Gone to his endeavor !

( RECAPITULATION. )

Gone forever!
To wherever!
Ne ‘er shall sever !
His endeavor!
From our soul ‘s high recompense!

I consider that the chief fault in this poem is that it is ill-balanced — lop-sided, so to speak. There is too much “gone” in it, and not enough “forever.” I will do the author the credit to say, how ever, that there is in it a manifestation of genius of a high order. It is a dangerous kind of genius, however, as two poets here, gifted exactly similar, have lately demonstrated — they both transgressed laws whereof the penalty is capital punishment. I have to be a little severe, now, because I am a friend to “Outcroppings,” and I do not like to see you and Smythe trying to bring the book into disrepute.

Grand-Fete Day at the Cliff House

Performance to Commence Precisely at High Noon

The following celebrated artistes have been engaged at a ruinous expense, and will perform the following truly marvelous feats:

PETE HOPKINS, the renowned Spectre of the Mountains, will walk a tight rope – the artist himself being tighter than the rope at the time – from the Cliff House to Seal Rock, and will ride back on the Seal known as Ben Butler, or the Seal will ride back on him, as circumstances shall determine.

JIM EOFF will exhibit the horse Patchen, and explain why he did not win the last race.

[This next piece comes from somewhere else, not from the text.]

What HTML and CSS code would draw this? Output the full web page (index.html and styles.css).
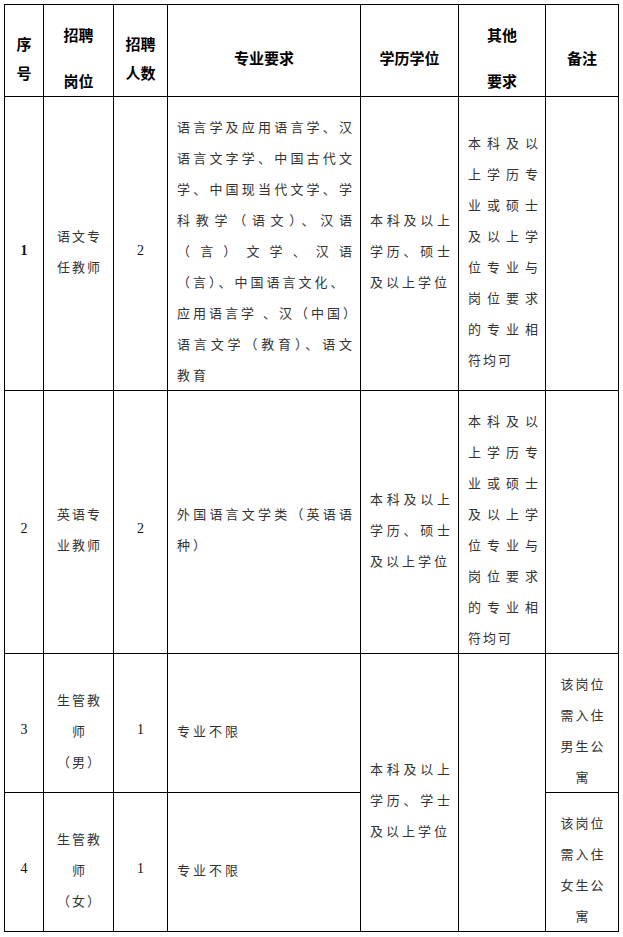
FILE: index.html
```html
<!DOCTYPE html>
<html lang="zh-CN">
<head>
<meta charset="utf-8">
<title>招聘岗位表</title>
<link rel="stylesheet" href="styles.css">
</head>
<body>
<table class="grid">
  <colgroup>
    <col class="c-no"><col class="c-post"><col class="c-num"><col class="c-major"><col class="c-degree"><col class="c-other"><col class="c-note">
  </colgroup>
  <thead>
    <tr class="r-head">
      <th class="h-tight"><div>序</div><div>号</div></th>
      <th class="h-wide"><div>招聘</div><div>岗位</div></th>
      <th class="h-tight"><div>招聘</div><div>人数</div></th>
      <th>专业要求</th>
      <th>学历学位</th>
      <th class="h-wide"><div>其他</div><div>要求</div></th>
      <th>备注</th>
    </tr>
  </thead>
  <tbody>
    <tr class="r-1">
      <td class="num strong">1</td>
      <td class="center"><div>语文专</div><div>任教师</div></td>
      <td class="num">2</td>
      <td class="text">
        <div class="full">语言学及应用语言学、汉</div>
        <div class="full">语言文字学、中国古代文</div>
        <div class="full">学、中国现当代文学、学</div>
        <div class="full">科教学（语文）、汉语</div>
        <div class="full">（言）文学、汉语</div>
        <div>（言）、中国语言文化、</div>
        <div>应用语言学 、汉（中国）</div>
        <div class="full">语言文学（教育）、语文</div>
        <div>教育</div>
      </td>
      <td class="text">
        <div class="full">本科及以上</div>
        <div class="full">学历、硕士</div>
        <div>及以上学位</div>
      </td>
      <td class="text other">
        <div class="full">本科及以</div>
        <div class="full">上学历专</div>
        <div class="full">业或硕士</div>
        <div class="full">及以上学</div>
        <div class="full">位专业与</div>
        <div class="full">岗位要求</div>
        <div class="full">的专业相</div>
        <div>符均可</div>
      </td>
      <td></td>
    </tr>
    <tr class="r-2">
      <td class="num">2</td>
      <td class="center"><div>英语专</div><div>业教师</div></td>
      <td class="num">2</td>
      <td class="text">
        <div class="full">外国语言文学类（英语语</div>
        <div>种）</div>
      </td>
      <td class="text">
        <div class="full">本科及以上</div>
        <div class="full">学历、硕士</div>
        <div>及以上学位</div>
      </td>
      <td class="text other">
        <div class="full">本科及以</div>
        <div class="full">上学历专</div>
        <div class="full">业或硕士</div>
        <div class="full">及以上学</div>
        <div class="full">位专业与</div>
        <div class="full">岗位要求</div>
        <div class="full">的专业相</div>
        <div>符均可</div>
      </td>
      <td></td>
    </tr>
    <tr class="r-3">
      <td class="num">3</td>
      <td class="center"><div>生管教</div><div>师</div><div>（男）</div></td>
      <td class="num">1</td>
      <td class="text"><div>专业不限</div></td>
      <td class="text" rowspan="2">
        <div class="full">本科及以上</div>
        <div class="full">学历、学士</div>
        <div>及以上学位</div>
      </td>
      <td rowspan="2"></td>
      <td class="center"><div>该岗位</div><div>需入住</div><div>男生公</div><div>寓</div></td>
    </tr>
    <tr class="r-4">
      <td class="num">4</td>
      <td class="center"><div>生管教</div><div>师</div><div>（女）</div></td>
      <td class="num">1</td>
      <td class="text"><div>专业不限</div></td>
      <td class="center"><div>该岗位</div><div>需入住</div><div>女生公</div><div>寓</div></td>
    </tr>
  </tbody>
</table>
</body>
</html>
```

FILE: styles.css
```css
html, body {
  background: #ffffff;
}

body {
  margin: 0;
  padding: 4px 0 0 4px;
  font-family: "Noto Sans CJK SC", "Noto Sans", sans-serif;
  color: #333333;
}

.grid {
  border-collapse: collapse;
  table-layout: fixed;
  width: 615px;
}

.c-no { width: 39px; }
.c-post { width: 70px; }
.c-num { width: 54px; }
.c-major { width: 193px; }
.c-degree { width: 98px; }
.c-other { width: 87px; }
.c-note { width: 73px; }

.grid th,
.grid td {
  border: 1px solid #000000;
  padding: 14px 0 0 0;
  vertical-align: middle;
}

.r-head { height: 92px; }
.r-1 { height: 294px; }
.r-2 { height: 263px; }
.r-3 { height: 139px; }
.r-4 { height: 139px; }

.grid th {
  font-size: 15px;
  font-weight: 700;
  color: #000000;
  text-align: center;
  line-height: 30px;
}

.grid th.h-tight { line-height: 29px; }
.grid th.h-wide div + div { margin-top: 16px; }

.num {
  font-family: "Liberation Serif", "Noto Serif", serif;
  font-size: 14px;
  color: #111111;
  text-align: center;
}

.num.strong { font-weight: 700; }

.center {
  font-size: 13px;
  line-height: 31px;
  letter-spacing: 2px;
  text-align: center;
}

.center div {
  padding-left: 2px;
}

.grid td.text {
  font-size: 13px;
  line-height: 31px;
  letter-spacing: 3px;
  text-align: left;
  padding-left: 9px;
  padding-right: 5px;
}

.grid td.text.other {
  padding-left: 9px;
  padding-right: 5px;
  letter-spacing: 2px;
}

.text .full {
  text-align: justify;
  text-align-last: justify;
}
```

HARRIS COVEY will exhibit Lodi and Jim Barton, and BILLY WILLIAMSON will favor the audience with their pedigree and sketches of their history. N.B. – This will be very entertaining.

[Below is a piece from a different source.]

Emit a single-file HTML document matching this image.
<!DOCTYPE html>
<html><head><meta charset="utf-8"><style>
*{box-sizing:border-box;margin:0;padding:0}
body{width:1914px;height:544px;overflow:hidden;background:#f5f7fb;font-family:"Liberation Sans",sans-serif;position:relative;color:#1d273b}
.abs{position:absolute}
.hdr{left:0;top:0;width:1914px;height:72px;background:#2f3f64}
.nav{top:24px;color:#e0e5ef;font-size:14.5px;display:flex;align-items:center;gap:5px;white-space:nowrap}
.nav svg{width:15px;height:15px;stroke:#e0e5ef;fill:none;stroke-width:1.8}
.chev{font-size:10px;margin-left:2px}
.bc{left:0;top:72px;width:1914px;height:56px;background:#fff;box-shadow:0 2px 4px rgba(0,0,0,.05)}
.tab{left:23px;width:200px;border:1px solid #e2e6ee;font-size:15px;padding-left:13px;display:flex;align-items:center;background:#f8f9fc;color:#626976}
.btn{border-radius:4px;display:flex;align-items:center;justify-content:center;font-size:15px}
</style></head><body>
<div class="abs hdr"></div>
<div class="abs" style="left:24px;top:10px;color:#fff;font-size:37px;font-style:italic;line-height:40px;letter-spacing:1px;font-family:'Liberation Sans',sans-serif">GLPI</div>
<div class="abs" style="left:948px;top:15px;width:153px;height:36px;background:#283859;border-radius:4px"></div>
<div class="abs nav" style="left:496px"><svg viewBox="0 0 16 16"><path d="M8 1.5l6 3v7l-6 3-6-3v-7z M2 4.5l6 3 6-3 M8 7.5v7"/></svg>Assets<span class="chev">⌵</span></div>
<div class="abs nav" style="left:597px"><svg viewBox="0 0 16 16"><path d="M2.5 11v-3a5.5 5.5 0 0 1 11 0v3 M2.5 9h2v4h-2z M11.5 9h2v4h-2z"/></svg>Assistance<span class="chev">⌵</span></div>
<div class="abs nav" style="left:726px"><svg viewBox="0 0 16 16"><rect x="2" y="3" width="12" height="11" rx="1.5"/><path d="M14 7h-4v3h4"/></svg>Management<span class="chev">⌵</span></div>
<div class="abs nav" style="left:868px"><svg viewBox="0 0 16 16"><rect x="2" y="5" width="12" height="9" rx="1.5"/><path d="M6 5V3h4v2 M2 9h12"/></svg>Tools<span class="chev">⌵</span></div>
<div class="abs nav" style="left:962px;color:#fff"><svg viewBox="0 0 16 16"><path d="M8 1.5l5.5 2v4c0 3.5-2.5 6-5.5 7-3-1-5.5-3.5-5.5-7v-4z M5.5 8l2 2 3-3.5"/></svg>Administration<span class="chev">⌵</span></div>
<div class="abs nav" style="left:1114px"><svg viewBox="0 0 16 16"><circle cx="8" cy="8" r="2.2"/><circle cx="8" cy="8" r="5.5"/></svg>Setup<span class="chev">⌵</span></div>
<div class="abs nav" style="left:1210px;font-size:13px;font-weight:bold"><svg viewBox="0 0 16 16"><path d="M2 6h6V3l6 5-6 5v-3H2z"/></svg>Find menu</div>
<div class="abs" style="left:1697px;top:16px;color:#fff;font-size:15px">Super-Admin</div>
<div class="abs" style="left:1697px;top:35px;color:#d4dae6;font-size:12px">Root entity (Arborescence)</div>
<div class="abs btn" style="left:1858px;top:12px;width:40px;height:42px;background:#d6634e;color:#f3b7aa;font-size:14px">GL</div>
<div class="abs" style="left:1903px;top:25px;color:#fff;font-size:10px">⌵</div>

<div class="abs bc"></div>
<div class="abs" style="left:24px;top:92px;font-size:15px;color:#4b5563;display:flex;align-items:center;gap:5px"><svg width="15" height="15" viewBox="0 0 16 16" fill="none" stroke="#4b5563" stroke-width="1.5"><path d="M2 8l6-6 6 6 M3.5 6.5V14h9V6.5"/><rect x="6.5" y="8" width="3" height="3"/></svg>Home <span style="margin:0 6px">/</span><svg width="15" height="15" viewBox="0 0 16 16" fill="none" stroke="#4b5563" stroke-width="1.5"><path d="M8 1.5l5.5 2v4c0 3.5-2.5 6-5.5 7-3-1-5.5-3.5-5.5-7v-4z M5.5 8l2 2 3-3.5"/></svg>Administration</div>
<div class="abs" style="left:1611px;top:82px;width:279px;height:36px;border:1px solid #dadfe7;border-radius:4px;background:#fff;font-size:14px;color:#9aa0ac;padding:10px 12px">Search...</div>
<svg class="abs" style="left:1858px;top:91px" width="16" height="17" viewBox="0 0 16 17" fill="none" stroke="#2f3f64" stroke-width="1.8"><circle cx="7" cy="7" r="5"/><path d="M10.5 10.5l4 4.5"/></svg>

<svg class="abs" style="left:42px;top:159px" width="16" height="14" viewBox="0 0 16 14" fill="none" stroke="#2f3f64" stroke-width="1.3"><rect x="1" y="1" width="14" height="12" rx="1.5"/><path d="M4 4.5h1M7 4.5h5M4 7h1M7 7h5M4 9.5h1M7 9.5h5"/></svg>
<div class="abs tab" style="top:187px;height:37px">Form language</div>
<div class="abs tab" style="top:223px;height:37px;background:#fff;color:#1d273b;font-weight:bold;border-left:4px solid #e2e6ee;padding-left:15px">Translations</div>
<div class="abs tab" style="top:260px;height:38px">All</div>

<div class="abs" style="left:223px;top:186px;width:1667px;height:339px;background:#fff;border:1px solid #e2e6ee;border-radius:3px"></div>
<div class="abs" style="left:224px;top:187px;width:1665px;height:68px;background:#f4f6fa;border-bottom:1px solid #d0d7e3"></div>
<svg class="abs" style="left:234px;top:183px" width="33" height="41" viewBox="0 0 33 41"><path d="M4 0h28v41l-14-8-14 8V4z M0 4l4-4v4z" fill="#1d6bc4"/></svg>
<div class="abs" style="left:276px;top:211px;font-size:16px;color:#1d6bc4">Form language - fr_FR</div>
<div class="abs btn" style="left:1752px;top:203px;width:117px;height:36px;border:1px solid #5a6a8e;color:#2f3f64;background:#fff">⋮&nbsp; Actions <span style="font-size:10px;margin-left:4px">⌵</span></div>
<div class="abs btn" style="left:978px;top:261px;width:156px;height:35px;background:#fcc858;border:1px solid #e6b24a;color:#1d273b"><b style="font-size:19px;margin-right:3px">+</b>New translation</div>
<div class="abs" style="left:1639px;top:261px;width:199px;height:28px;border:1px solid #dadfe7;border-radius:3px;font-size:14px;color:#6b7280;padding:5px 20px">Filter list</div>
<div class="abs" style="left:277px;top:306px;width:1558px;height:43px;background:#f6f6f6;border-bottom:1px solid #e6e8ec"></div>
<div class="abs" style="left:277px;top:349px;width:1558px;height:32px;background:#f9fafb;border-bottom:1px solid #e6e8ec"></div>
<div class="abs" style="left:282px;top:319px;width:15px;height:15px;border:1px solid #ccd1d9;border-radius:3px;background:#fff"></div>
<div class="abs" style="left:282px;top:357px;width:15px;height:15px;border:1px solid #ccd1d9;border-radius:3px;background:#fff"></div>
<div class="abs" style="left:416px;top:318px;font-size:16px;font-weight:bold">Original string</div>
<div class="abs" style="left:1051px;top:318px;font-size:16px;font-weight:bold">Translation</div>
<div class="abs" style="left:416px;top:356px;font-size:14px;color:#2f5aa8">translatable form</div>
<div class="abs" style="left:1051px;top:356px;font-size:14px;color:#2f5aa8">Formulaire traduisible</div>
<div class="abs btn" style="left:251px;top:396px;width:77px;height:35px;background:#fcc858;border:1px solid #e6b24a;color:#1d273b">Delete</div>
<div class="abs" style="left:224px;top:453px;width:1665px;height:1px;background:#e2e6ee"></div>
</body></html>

JEROME LELAND will exhibit the famous cow, in a circus ring prepared for the occasion, and perform several feats of perilous cowmanship on her back.

COMMODORE PERRY CHILDS will take a drink – the weather permitting. This was to have been done by another acrobat, but he is out of practice, and Mr. Childs has kindly volunteered in his place.

MICHAEL REESE will dance the Stock Gallopade, in which fine exhibition he will be assisted by several prominent brokers.

After which JUDGE BRYAN will sing two verses of “Neapolitaine” – by request.

The whole to conclude with the grand tableau of the “Children in the Wood” – Children in the Wood: Emperor Norton and the Spectre of the Mountains.